Download the Bach chorales dataset and unzip it. It is composed of 382 chorales composed by Johann Sebastian Bach. Each chorale is 100 to 640 time steps long, and each time step contains 4 integers, where each integer corresponds to a note’s index on a piano (except for the value 0, which means that no note is played). Train a model—recurrent, convolutional, or both—that can predict the next time step (four notes), given a sequence of time steps from a chorale. Then use this model to generate Bach-like music, one note at a time: you can do this by giving the model the start of a chorale and asking it to predict the next time step, then appending these time steps to the input sequence and asking the model for the next note, and so on.
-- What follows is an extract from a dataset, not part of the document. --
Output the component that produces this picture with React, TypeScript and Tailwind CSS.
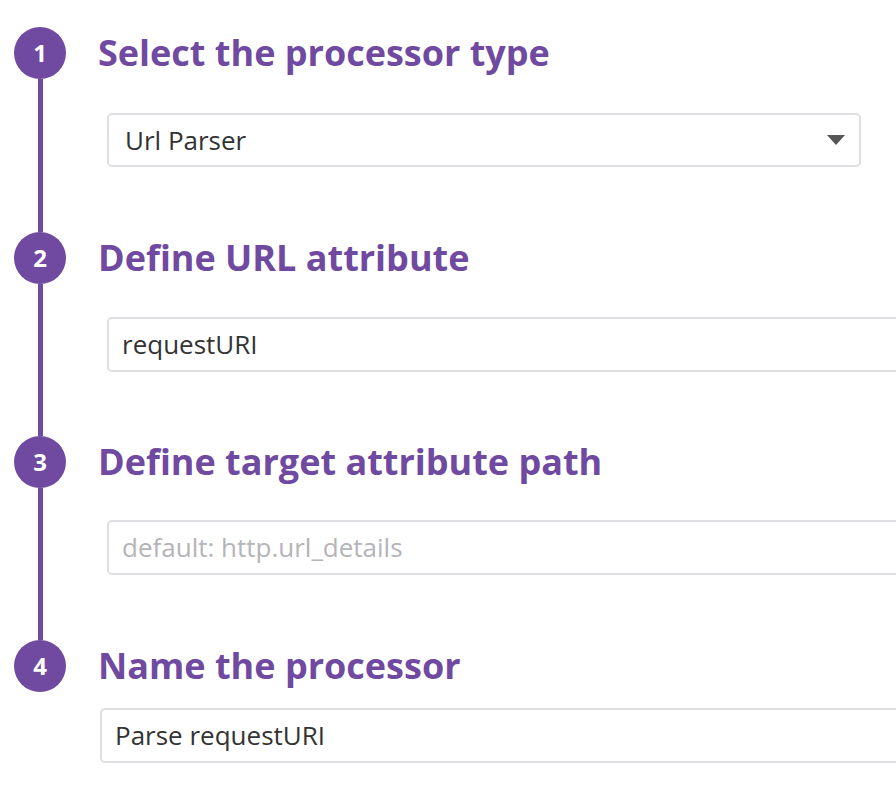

Also make sure to check out Google’s Coconet model, which was used for a nice Google doodle about Bach.

Approach:
- Given 16 steps, predict the next 4 steps

In [1]:
import os
os.environ['TF_CPP_MIN_LOG_LEVEL'] = '3'

In [2]:
import tensorrt
import tensorflow as tf
import numpy as np
from pathlib import Path

In [35]:
from IPython.display import Audio

def notes_to_frequencies(notes):
    # Frequency doubles when you go up one octave; there are 12 semi-tones
    # per octave; Note A on octave 4 is 440 Hz, and it is note number 69.
    return 2 ** ((np.array(notes) - 69) / 12) * 440

def frequencies_to_samples(frequencies, tempo, sample_rate):
    note_duration = 60 / tempo # the tempo is measured in beats per minutes
    # To reduce click sound at every beat, we round the frequencies to try to
    # get the samples close to zero at the end of each note.
    frequencies = (note_duration * frequencies).round() / note_duration
    n_samples = int(note_duration * sample_rate)
    time = np.linspace(0, note_duration, n_samples)
    sine_waves = np.sin(2 * np.pi * frequencies.reshape(-1, 1) * time)
    # Removing all notes with frequencies ≤ 9 Hz (includes note 0 = silence)
    sine_waves *= (frequencies > 9.).reshape(-1, 1)
    return sine_waves.reshape(-1)

def chords_to_samples(chords, tempo, sample_rate):
    freqs = notes_to_frequencies(chords)
    freqs = np.r_[freqs, freqs[-1:]] # make last note a bit longer
    merged = np.mean([frequencies_to_samples(melody, tempo, sample_rate)
                     for melody in freqs.T], axis=0)
    n_fade_out_samples = sample_rate * 60 // tempo # fade out last note
    fade_out = np.linspace(1., 0., n_fade_out_samples)**2
    merged[-n_fade_out_samples:] *= fade_out
    return merged

def play_chords(chords, tempo=160, amplitude=0.1, sample_rate=44100, filepath=None):
    samples = amplitude * chords_to_samples(chords, tempo, sample_rate)
    if filepath:
        from scipy.io import wavfile
        samples = (2**15 * samples).astype(np.int16)
        wavfile.write(filepath, sample_rate, samples)
        return display(Audio(filepath))
    else:
        return display(Audio(samples, rate=sample_rate))

In [3]:
def to_windows(dataset: tf.data.Dataset, length):
    dataset = dataset.window(length, shift=1, drop_remainder=True)
    return dataset.flat_map(lambda window_ds: window_ds.batch(length))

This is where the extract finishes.